The structure tries to use minimal ground penetration using anchoring foundations for the steel structure. This consists of reclaimed steel from old scaffolding; though not a conventional structural system for buildings, the scaffolding poles are adapted and engineered to be reused in a new structural system, through connections designed to be easily put together by the inhabitants. This gives them the potential to expand and make more appropriate and thus more sustainable use of the alleyway and service yard, responding to the actual experience in the space. In terms of energy and performance, the scheme questions what surplus energy from the surrounding buildings can be used (in a symbiotic and even parasitic fashion).

James Decent


This student's architectural proposition boldly challenges received perceptions of art and the value of art in our society. The contention here is that these can be questioned and redefined through the environment and context in which art is exhibited, whilst the very production of art could change fundamentally in response to new display possibilities.

Following direct contact with art graduates, the student developed the brief and chose the site for the project to best address its aims. This offered the potential to
also investigate how a city-centre alleyway – currently only used as a service yard – can be demystified, inhabited and brought back to public life whilst strengthening its evocatively intense and non-coherent nature and its urban linking potential.

The credibility of the solution lies in its ability to be constructed with relative ease by the artist users, who can eventually extend it along the alleyway in a positive parasitic fashion up to high levels overlooking the main city square. The artists can rent space to service kiosks and can use it to display the art in creative ways using an intricate infrastructure of scaffolding, pullies and ramps.

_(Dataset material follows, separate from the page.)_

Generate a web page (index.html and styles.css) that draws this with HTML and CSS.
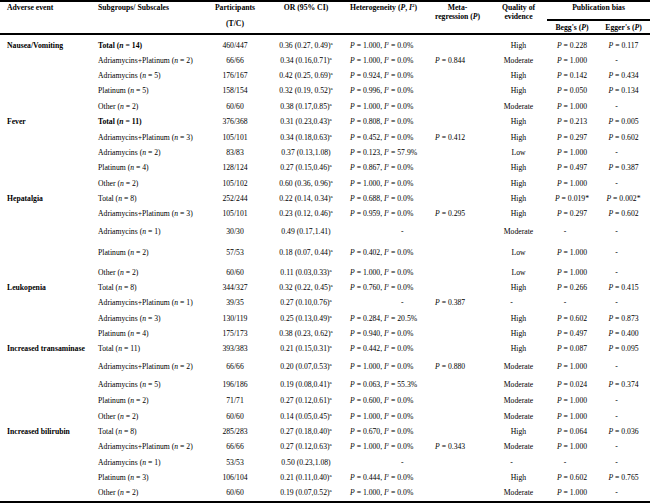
FILE: index.html
```html
<!DOCTYPE html>
<html>
<head>
<meta charset="utf-8">
<link rel="stylesheet" href="styles.css">
</head>
<body>
<table class="t">
<colgroup>
<col class="c1"><col class="c2"><col class="c3"><col class="c4"><col class="c5"><col class="c6"><col class="c7"><col class="c8"><col class="c9">
</colgroup>
<thead>
<tr class="hr1">
<th rowspan="2" class="hl1">Adverse event</th>
<th rowspan="2" class="hl2">Subgroups/ Subscales</th>
<th rowspan="2">Participants<span class="tc">(T/C)</span></th>
<th rowspan="2">OR (95% CI)</th>
<th rowspan="2" class="hlh">Heterogeneity (<i>P</i>, <i>I</i><sup class="s">2</sup>)</th>
<th rowspan="2">Meta-<br>regression (<i>P</i>)</th>
<th rowspan="2">Quality of<br>evidence</th>
<th colspan="2" class="pb">Publication bias</th>
</tr>
<tr class="hr2">
<th class="sub">Begg's (<i>P</i>)</th>
<th class="sub">Egger's (<i>P</i>)</th>
</tr>
</thead>
<tbody>
<tr><td class="ev">Nausea/Vomiting</td><td class="sg"><b>Total (<i>n</i> = 14)</b></td><td>460/447</td><td>0.36 (0.27, 0.49)<sup class="s">a</sup></td><td class="ht"><i>P</i> = 1.000, <i>I</i><sup class="s">2</sup> = 0.0%</td><td class="mr"></td><td>High</td><td><i>P</i> = 0.228</td><td><i>P</i> = 0.117</td></tr>
<tr><td class="ev"></td><td class="sg">Adriamycins+Platinum (<i>n</i> = 2)</td><td>66/66</td><td>0.34 (0.16,0.71)<sup class="s">a</sup></td><td class="ht"><i>P</i> = 1.000, <i>I</i><sup class="s">2</sup> = 0.0%</td><td class="mr"><i>P</i> = 0.844</td><td>Moderate</td><td><i>P</i> = 1.000</td><td class="dash">-</td></tr>
<tr><td class="ev"></td><td class="sg">Adriamycins (<i>n</i> = 5)</td><td>176/167</td><td>0.42 (0.25, 0.69)<sup class="s">a</sup></td><td class="ht"><i>P</i> = 0.924, <i>I</i><sup class="s">2</sup> = 0.0%</td><td class="mr"></td><td>High</td><td><i>P</i> = 0.142</td><td><i>P</i> = 0.434</td></tr>
<tr class="r16"><td class="ev"></td><td class="sg">Platinum (<i>n</i> = 5)</td><td>158/154</td><td>0.32 (0.19, 0.52)<sup class="s">a</sup></td><td class="ht"><i>P</i> = 0.996, <i>I</i><sup class="s">2</sup> = 0.0%</td><td class="mr"></td><td>High</td><td><i>P</i> = 0.050</td><td><i>P</i> = 0.134</td></tr>
<tr><td class="ev"></td><td class="sg">Other (<i>n</i> = 2)</td><td>60/60</td><td>0.38 (0.17,0.85)<sup class="s">a</sup></td><td class="ht"><i>P</i> = 1.000, <i>I</i><sup class="s">2</sup> = 0.0%</td><td class="mr"></td><td>Moderate</td><td><i>P</i> = 1.000</td><td class="dash">-</td></tr>

<tr class="r16"><td class="ev">Fever</td><td class="sg"><b>Total (<i>n</i> = 11)</b></td><td>376/368</td><td>0.31 (0.23,0.43)<sup class="s">a</sup></td><td class="ht"><i>P</i> = 0.808, <i>I</i><sup class="s">2</sup> = 0.0%</td><td class="mr"></td><td>High</td><td><i>P</i> = 0.213</td><td><i>P</i> = 0.005</td></tr>
<tr><td class="ev"></td><td class="sg">Adriamycins+Platinum (<i>n</i> = 3)</td><td>105/101</td><td>0.34 (0.18,0.63)<sup class="s">a</sup></td><td class="ht"><i>P</i> = 0.452, <i>I</i><sup class="s">2</sup> = 0.0%</td><td class="mr"><i>P</i> = 0.412</td><td>High</td><td><i>P</i> = 0.297</td><td><i>P</i> = 0.602</td></tr>
<tr><td class="ev"></td><td class="sg">Adriamycins (<i>n</i> = 2)</td><td>83/83</td><td>0.37 (0.13,1.08)</td><td class="ht"><i>P</i> = 0.123, <i>I</i><sup class="s">2</sup> = 57.9%</td><td class="mr"></td><td>Low</td><td><i>P</i> = 1.000</td><td class="dash">-</td></tr>
<tr class="r16"><td class="ev"></td><td class="sg">Platinum (<i>n</i> = 4)</td><td>128/124</td><td>0.27 (0.15,0.46)<sup class="s">a</sup></td><td class="ht"><i>P</i> = 0.867, <i>I</i><sup class="s">2</sup> = 0.0%</td><td class="mr"></td><td>High</td><td><i>P</i> = 0.497</td><td><i>P</i> = 0.387</td></tr>
<tr><td class="ev"></td><td class="sg">Other (<i>n</i> = 2)</td><td>105/102</td><td>0.60 (0.36, 0.96)<sup class="s">a</sup></td><td class="ht"><i>P</i> = 1.000, <i>I</i><sup class="s">2</sup> = 0.0%</td><td class="mr"></td><td>High</td><td><i>P</i> = 1.000</td><td class="dash">-</td></tr>

<tr><td class="ev">Hepatalgia</td><td class="sg">Total (<i>n</i> = 8)</td><td>252/244</td><td>0.22 (0.14, 0.34)<sup class="s">a</sup></td><td class="ht"><i>P</i> = 0.688, <i>I</i><sup class="s">2</sup> = 0.0%</td><td class="mr"></td><td>High</td><td><i>P</i> = 0.019*</td><td><i>P</i> = 0.002*</td></tr>
<tr class="r18"><td class="ev"></td><td class="sg">Adriamycins+Platinum (<i>n</i> = 3)</td><td>105/101</td><td>0.23 (0.12, 0.46)<sup class="s">a</sup></td><td class="ht"><i>P</i> = 0.959, <i>I</i><sup class="s">2</sup> = 0.0%</td><td class="mr"><i>P</i> = 0.295</td><td>High</td><td><i>P</i> = 0.297</td><td><i>P</i> = 0.602</td></tr>
<tr class="r21"><td class="ev"></td><td class="sg">Adriamycins (<i>n</i> = 1)</td><td>30/30</td><td>0.49 (0.17,1.41)</td><td class="ht hd">-</td><td class="mr"></td><td>Moderate</td><td class="dash">-</td><td class="dash">-</td></tr>
<tr class="r20"><td class="ev"></td><td class="sg">Platinum (<i>n</i> = 2)</td><td>57/53</td><td>0.18 (0.07, 0.44)<sup class="s">a</sup></td><td class="ht"><i>P</i> = 0.402, <i>I</i><sup class="s">2</sup> = 0.0%</td><td class="mr"></td><td>Low</td><td><i>P</i> = 1.000</td><td class="dash">-</td></tr>
<tr><td class="ev"></td><td class="sg">Other (<i>n</i> = 2)</td><td>60/60</td><td>0.11 (0.03,0.33)<sup class="s">a</sup></td><td class="ht"><i>P</i> = 1.000, <i>I</i><sup class="s">2</sup> = 0.0%</td><td class="mr"></td><td>Low</td><td><i>P</i> = 1.000</td><td class="dash">-</td></tr>

<tr><td class="ev">Leukopenia</td><td class="sg">Total (<i>n</i> = 8)</td><td>344/327</td><td>0.32 (0.22, 0.45)<sup class="s">a</sup></td><td class="ht"><i>P</i> = 0.760, <i>I</i><sup class="s">2</sup> = 0.0%</td><td class="mr"></td><td>High</td><td><i>P</i> = 0.266</td><td><i>P</i> = 0.415</td></tr>
<tr class="r16"><td class="ev"></td><td class="sg">Adriamycins+Platinum (<i>n</i> = 1)</td><td>39/35</td><td>0.27 (0.10,0.76)<sup class="s">a</sup></td><td class="ht hd">-</td><td class="mr"><i>P</i> = 0.387</td><td class="dash">-</td><td class="dash">-</td><td class="dash">-</td></tr>
<tr><td class="ev"></td><td class="sg">Adriamycins (<i>n</i> = 3)</td><td>130/119</td><td>0.25 (0.13,0.49)<sup class="s">a</sup></td><td class="ht"><i>P</i> = 0.284, <i>I</i><sup class="s">2</sup> = 20.5%</td><td class="mr"></td><td>High</td><td><i>P</i> = 0.602</td><td><i>P</i> = 0.873</td></tr>
<tr><td class="ev"></td><td class="sg">Platinum (<i>n</i> = 4)</td><td>175/173</td><td>0.38 (0.23, 0.62)<sup class="s">a</sup></td><td class="ht"><i>P</i> = 0.940, <i>I</i><sup class="s">2</sup> = 0.0%</td><td class="mr"></td><td>High</td><td><i>P</i> = 0.497</td><td><i>P</i> = 0.400</td></tr>

<tr class="r18"><td class="ev">Increased transaminase</td><td class="sg">Total (<i>n</i> = 11)</td><td>393/383</td><td>0.21 (0.15,0.31)<sup class="s">a</sup></td><td class="ht"><i>P</i> = 0.442, <i>I</i><sup class="s">2</sup> = 0.0%</td><td class="mr"></td><td>High</td><td><i>P</i> = 0.087</td><td><i>P</i> = 0.095</td></tr>
<tr class="r18"><td class="ev"></td><td class="sg">Adriamycins+Platinum (<i>n</i> = 2)</td><td>66/66</td><td>0.20 (0.07,0.53)<sup class="s">a</sup></td><td class="ht"><i>P</i> = 1.000, <i>I</i><sup class="s">2</sup> = 0.0%</td><td class="mr"><i>P</i> = 0.880</td><td>Moderate</td><td><i>P</i> = 1.000</td><td class="dash">-</td></tr>
<tr class="r16"><td class="ev"></td><td class="sg">Adriamycins (<i>n</i> = 5)</td><td>196/186</td><td>0.19 (0.08,0.41)<sup class="s">a</sup></td><td class="ht"><i>P</i> = 0.063, <i>I</i><sup class="s">2</sup> = 55.3%</td><td class="mr"></td><td>Moderate</td><td><i>P</i> = 0.024</td><td><i>P</i> = 0.374</td></tr>
<tr class="r16"><td class="ev"></td><td class="sg">Platinum (<i>n</i> = 2)</td><td>71/71</td><td>0.27 (0.12,0.61)<sup class="s">a</sup></td><td class="ht"><i>P</i> = 0.600, <i>I</i><sup class="s">2</sup> = 0.0%</td><td class="mr"></td><td>Moderate</td><td><i>P</i> = 1.000</td><td class="dash">-</td></tr>
<tr><td class="ev"></td><td class="sg">Other (<i>n</i> = 2)</td><td>60/60</td><td>0.14 (0.05,0.45)<sup class="s">a</sup></td><td class="ht"><i>P</i> = 1.000, <i>I</i><sup class="s">2</sup> = 0.0%</td><td class="mr"></td><td>Moderate</td><td><i>P</i> = 1.000</td><td class="dash">-</td></tr>

<tr><td class="ev">Increased bilirubin</td><td class="sg">Total (<i>n</i> = 8)</td><td>285/283</td><td>0.27 (0.18,0.40)<sup class="s">a</sup></td><td class="ht"><i>P</i> = 0.670, <i>I</i><sup class="s">2</sup> = 0.0%</td><td class="mr"></td><td>High</td><td><i>P</i> = 0.064</td><td><i>P</i> = 0.036</td></tr>
<tr class="r16"><td class="ev"></td><td class="sg">Adriamycins+Platinum (<i>n</i> = 2)</td><td>66/66</td><td>0.27 (0.12,0.63)<sup class="s">a</sup></td><td class="ht"><i>P</i> = 1.000, <i>I</i><sup class="s">2</sup> = 0.0%</td><td class="mr"><i>P</i> = 0.343</td><td>Moderate</td><td><i>P</i> = 1.000</td><td class="dash">-</td></tr>
<tr><td class="ev"></td><td class="sg">Adriamycins (<i>n</i> = 1)</td><td>53/53</td><td>0.50 (0.23,1.08)</td><td class="ht hd">-</td><td class="mr"></td><td class="dash">-</td><td class="dash">-</td><td class="dash">-</td></tr>
<tr><td class="ev"></td><td class="sg">Platinum (<i>n</i> = 3)</td><td>106/104</td><td>0.21 (0.11,0.40)<sup class="s">a</sup></td><td class="ht"><i>P</i> = 0.444, <i>I</i><sup class="s">2</sup> = 0.0%</td><td class="mr"></td><td>High</td><td><i>P</i> = 0.602</td><td><i>P</i> = 0.765</td></tr>
<tr class="last"><td class="ev"></td><td class="sg">Other (<i>n</i> = 2)</td><td>60/60</td><td>0.19 (0.07,0.52)<sup class="s">a</sup></td><td class="ht"><i>P</i> = 1.000, <i>I</i><sup class="s">2</sup> = 0.0%</td><td class="mr"></td><td>Moderate</td><td><i>P</i> = 1.000</td><td class="dash">-</td></tr>
</tbody>
</table>
</body>
</html>
```

FILE: styles.css
```css
html, body {
  margin: 0;
  padding: 0;
  background: #ffffff;
}

body {
  color: #000000;
  font-family: "Liberation Serif", "Times New Roman", serif;
  font-size: 7.7px;
}

.t {
  width: 650px;
  table-layout: fixed;
  border-collapse: separate;
  border-spacing: 0;
}

.c1 { width: 98px; }
.c2 { width: 102px; }
.c3 { width: 70px; }
.c4 { width: 72px; }
.c5 { width: 83px; }
.c6 { width: 65px; }
.c7 { width: 57px; }
.c8 { width: 50px; }
.c9 { width: 53px; }

th, td {
  padding: 0;
  white-space: nowrap;
  overflow: visible;
}

thead th {
  font-weight: bold;
  text-align: center;
  vertical-align: top;
  line-height: 9px;
  padding-top: 1px;
  border-top: 2px solid #000;
  border-bottom: 2px solid #000;
}

.hr1 { height: 21px; }
.hr2 { height: 14px; }

thead th.hl1 { text-align: left; padding-left: 7px; }
thead th.hl2 { text-align: left; }
thead th.hlh { text-align: left; padding-left: 8px; }

.tc {
  display: block;
  margin-top: 7px;
}

thead th.sub {
  border-top: 0;
  padding-top: 2px;
}

tbody tr { height: 15px; }
tbody tr.r16 { height: 16px; }
tbody tr.r18 { height: 18px; }
tbody tr.r20 { height: 20px; }
tbody tr.r21 { height: 21px; }
tbody tr.last { height: 21px; }
tbody tr.last td { border-bottom: 2px solid #000; }

tbody td {
  text-align: center;
  vertical-align: top;
  line-height: 9px;
  padding-top: 6px;
}

tbody td.ev {
  text-align: left;
  padding-left: 7px;
  font-weight: bold;
}

tbody td.sg { text-align: left; }

tbody td.ht {
  text-align: left;
  padding-left: 8px;
}

tbody td.hd { padding-left: 59px; }

tbody td.mr {
  text-align: left;
  padding-left: 10px;
}

tbody td.dash { padding-right: 14px; }

.s {
  font-size: 5px;
  line-height: 0;
  vertical-align: 3px;
}

i { font-style: italic; }
```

Art can then be viewed sometimes outdoors, sometimes under cover, partly hidden under a scaffolding structure, suspended over the alleyway, or in the vicinity of key cutting and cobblers’ shops; this will be likely to attract questions over its nature and value and invite interactive feedback from passers-by.

Careful, coherent detailing is the backbone of the project through elements continuous throughout space, starting perhaps as balustrades, becoming door handles and then shelves and steps, and all along drawing viewers in and fusing boundaries of discovery.

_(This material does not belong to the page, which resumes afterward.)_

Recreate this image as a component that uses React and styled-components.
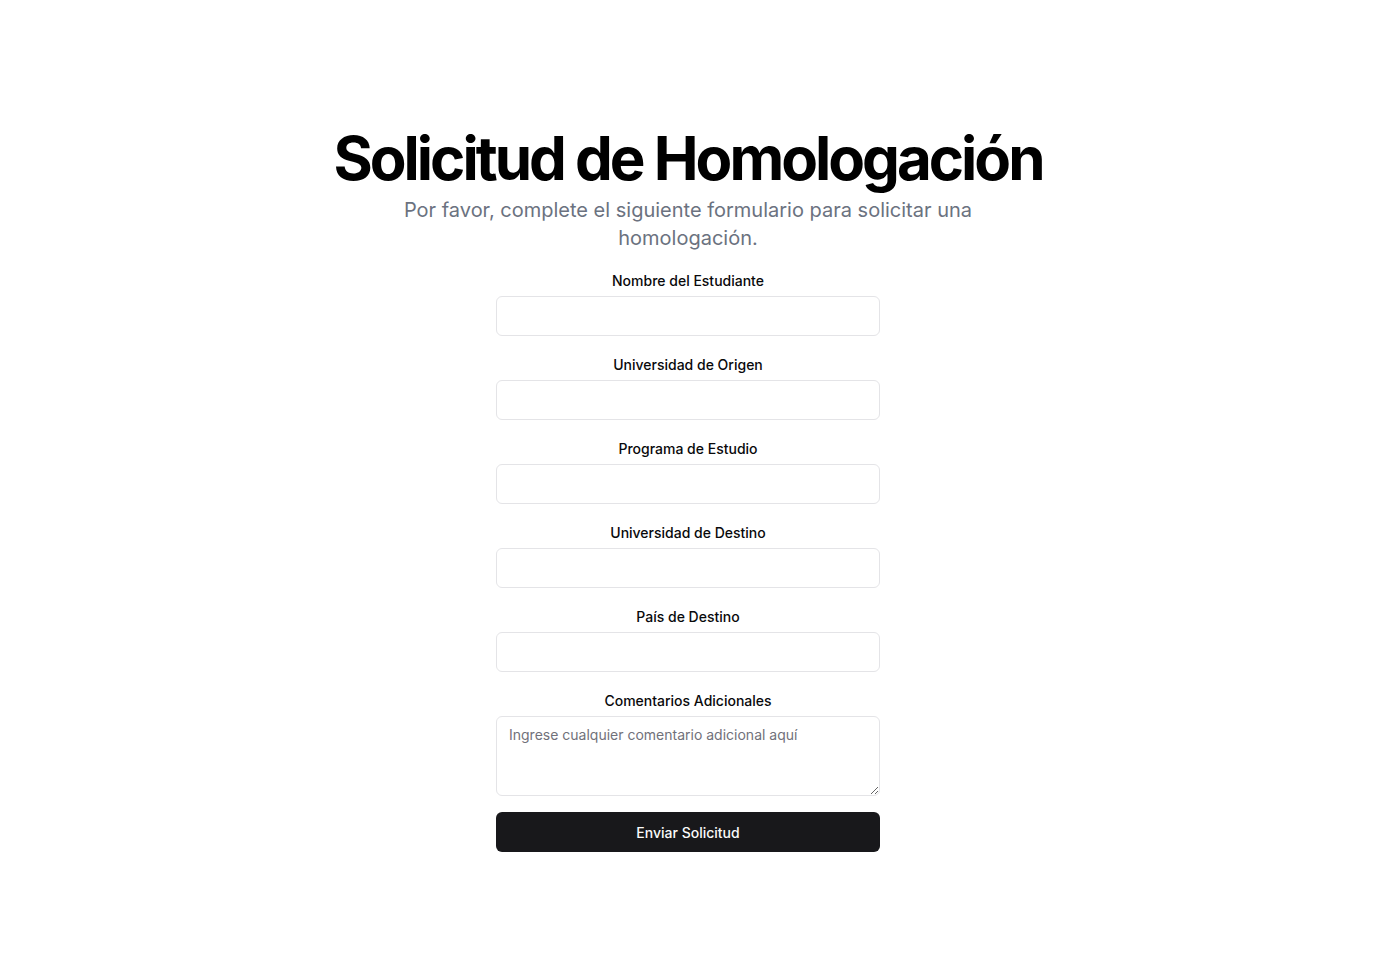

The reuse of a nearly abandoned, unique fragment of the city, the project’s minimal footprint, the recycled scaffolding, the orientation optimising lighting and ventilation, the potential use of heat from neighbouring buildings’ outlets – are all credits to the project’s environmental vision.

Nonetheless, the sense of following the fascinating journey through the scheme, seeing the art display in its myriad possibilities, walking up the alleyway and viewing the unexpected perspectives it affords is perhaps still greatest strength of this project.